Arizona darkwavers Lycia have long cultivated an atmosphere of overwhelming dirge throughout their two-decade career, culminating in classics such as Cold and Estrella. The reverb-drenched melancholia assembled by Mike VanPortfleet and Tara Vanflower recalls classic ethereal and ambient touches while crushing them simultaneously with rough guitar patches. Their latest offering, Quiet Moments, continues this trend, but offers it up on a softer platform—calm in the eye of the storm.

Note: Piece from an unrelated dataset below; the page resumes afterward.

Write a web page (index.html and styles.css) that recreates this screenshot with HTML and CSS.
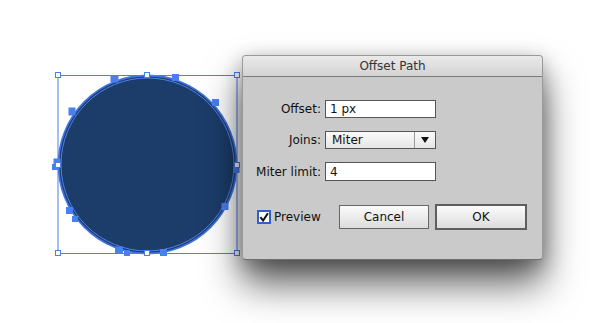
FILE: index.html
```html
<!DOCTYPE html>
<html lang="en">

<head>
  <meta charset="UTF-8">
  <meta name="viewport" content="width=device-width, initial-scale=1.0">
  <title>Offset Path</title>
  <link rel="stylesheet" href="styles.css">
</head>

<body>

  <div class="canvas">
    <svg class="artwork" width="600" height="323" viewBox="0 0 600 323">
      <circle cx="147.5" cy="164.5" r="89" fill="#1c3c69" stroke="#3f73dc" stroke-width="1.8"/>
      <circle cx="147.5" cy="164.5" r="86.5" fill="none" stroke="#4d82ea" stroke-width="1"/>
      <rect x="58" y="75.5" width="179" height="178" fill="none" stroke="#4a7fee" stroke-width="1"/>

      <g fill="#4a7ff0">
        <rect x="110.5" y="75.5" width="8" height="7"/>
        <rect x="172" y="74" width="7" height="7"/>
        <rect x="212" y="99" width="7" height="7"/>
        <rect x="68.5" y="107.5" width="7" height="8"/>
        <rect x="53.5" y="158.5" width="7" height="6"/>
        <rect x="52" y="164" width="6" height="6"/>
        <rect x="233.5" y="167" width="6" height="6"/>
        <rect x="66" y="207" width="7" height="7"/>
        <rect x="72" y="216" width="6" height="6"/>
        <rect x="221.5" y="203" width="7" height="7"/>
        <rect x="115" y="246.5" width="8" height="7"/>
        <rect x="124" y="250" width="6" height="6"/>
        <rect x="160" y="249" width="7" height="7"/>
      </g>

      <g fill="#fff" stroke="#4a7fee" stroke-width="1">
        <rect x="55.5" y="72.5" width="5" height="5"/>
        <rect x="144.5" y="72.5" width="5" height="5"/>
        <rect x="234.5" y="72.5" width="5" height="5"/>
        <rect x="55.5" y="162.5" width="5" height="5"/>
        <rect x="234.5" y="162.5" width="5" height="5"/>
        <rect x="55.5" y="250.5" width="5" height="5"/>
        <rect x="144.5" y="250.5" width="5" height="5"/>
        <rect x="234.5" y="250.5" width="5" height="5"/>
      </g>
    </svg>

    <div class="dialog">
      <div class="dialog__title">Offset Path</div>

      <div class="dialog__form">
        <label class="dialog__label" for="offset">Offset:</label>
        <input class="dialog__input" id="offset" type="text" value="1 px">

        <label class="dialog__label">Joins:</label>
        <div class="dialog__select">
          <span class="dialog__select-value">Miter</span>
          <span class="dialog__select-arrow"></span>
        </div>

        <label class="dialog__label" for="miter">Miter limit:</label>
        <input class="dialog__input dialog__input--last" id="miter" type="text" value="4">
      </div>

      <div class="dialog__actions">
        <label class="dialog__check">
          <span class="dialog__box">
            <svg width="11" height="11" viewBox="0 0 11 11">
              <path d="M1.5 5 L4.5 8.8 L9.8 0.8" fill="none" stroke="#111" stroke-width="2.2"/>
            </svg>
          </span>
          Preview
        </label>

        <div class="dialog__buttons">
          <button class="dialog__button" type="button">Cancel</button>
          <button class="dialog__button dialog__button--default" type="button">OK</button>
        </div>
      </div>
    </div>
  </div>

</body>

</html>
```

FILE: styles.css
```css
*,
*:after,
*:before {
  margin: 0;
  padding: 0;
  box-sizing: border-box;
}

body {
  font-family: "DejaVu Sans", sans-serif;
  background: #fff;
  overflow: hidden;
}

.canvas {
  position: relative;
  width: 600px;
  height: 323px;
}

.artwork {
  position: absolute;
  left: 0;
  top: 0;
}

.dialog {
  position: absolute;
  left: 242px;
  top: 55px;
  width: 301px;
  height: 205px;
  background: #cacaca;
  border: 1px solid #999;
  border-bottom-color: #6e6e6e;
  border-radius: 4px;
  box-shadow: 0 24px 38px rgba(0, 0, 0, 0.62), 0 6px 20px rgba(0, 0, 0, 0.3);
}

.dialog__title {
  height: 21px;
  line-height: 20px;
  text-align: center;
  font-size: 12px;
  color: #333;
  background: linear-gradient(#eaeaea, #d3d3d3);
  border-bottom: 1px solid #7c7c7c;
  border-radius: 3px 3px 0 0;
}

.dialog__form {
  display: grid;
  grid-template-columns: 78px 111px;
  column-gap: 4px;
  row-gap: 13px;
  padding-top: 23px;
  align-items: center;
}

.dialog__label {
  text-align: right;
  font-size: 12px;
  color: #111;
}

.dialog__input {
  height: 18px;
  border: 1px solid #555;
  background: #fff;
  font: 12px "DejaVu Sans", sans-serif;
  color: #111;
  padding: 0 4px;
  outline: none;
}

.dialog__input--last {
  height: 19px;
}

.dialog__select {
  display: flex;
  align-items: center;
  height: 18px;
  border: 1px solid #555;
  background: linear-gradient(#fafafa, #e6e6e6);
  font-size: 12px;
  color: #111;
}

.dialog__select-value {
  flex: 1;
  padding-left: 6px;
  height: 100%;
  line-height: 16px;
  border-right: 1px solid #9a9a9a;
  margin-right: 6px;
}

.dialog__select-arrow {
  width: 0;
  height: 0;
  margin-right: 6px;
  border-left: 4px solid transparent;
  border-right: 4px solid transparent;
  border-top: 6px solid #111;
}

.dialog__actions {
  display: flex;
  align-items: center;
  justify-content: space-between;
  padding: 23px 15px 0 14px;
}

.dialog__check {
  display: flex;
  align-items: center;
  gap: 3px;
  font-size: 12px;
  color: #111;
}

.dialog__box {
  display: flex;
  align-items: center;
  justify-content: center;
  width: 14px;
  height: 14px;
  border: 2px solid #2f5fd0;
  background: #fff;
}

.dialog__buttons {
  display: flex;
  align-items: center;
  gap: 6px;
}

.dialog__button {
  width: 90px;
  height: 24px;
  border: 1px solid #666;
  background: linear-gradient(#fbfbfb, #dcdcdc);
  font: 12px "DejaVu Sans", sans-serif;
  color: #111;
}

.dialog__button--default {
  width: 92px;
  height: 26px;
  border: 2px solid #5e5e5e;
}
```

The cover art of Quiet Moments is an apt representation of the image it conjures through its hour-long runtime: vast, gloomy soundscapes that echo through open winter wonderlands of naked trees and the whiteout of the sky. VanPortfleet’s whispers and murmurs never fail to be hauntingly frigid, marrying into the droning guitar riffs that slowly burn in midnight blizzards, such as on “Greenland” and the piano-heavy tragedy that is “The Visitor.” “The Wind Sings” and “Dead Leaves Fall” see Lycia exploring electronic territory, fuzzed and ravaged by icy production textures that harden both compositions to calloused slabs of stone.
Traces of classic Lycia can be found on the heavily fabled Projekt band’s new album, but Quiet Moments is kept to a gentle, far-away tension that whirs, hums, and cries in an enveloping wind. Recalls of Cocteau Twins and The Chameleons are still deep down in the recesses of the suffocating moroseness, but Lycia’s finesse as an act that is often imitated, never duplicated, is kept to a high standard with Quiet Moments.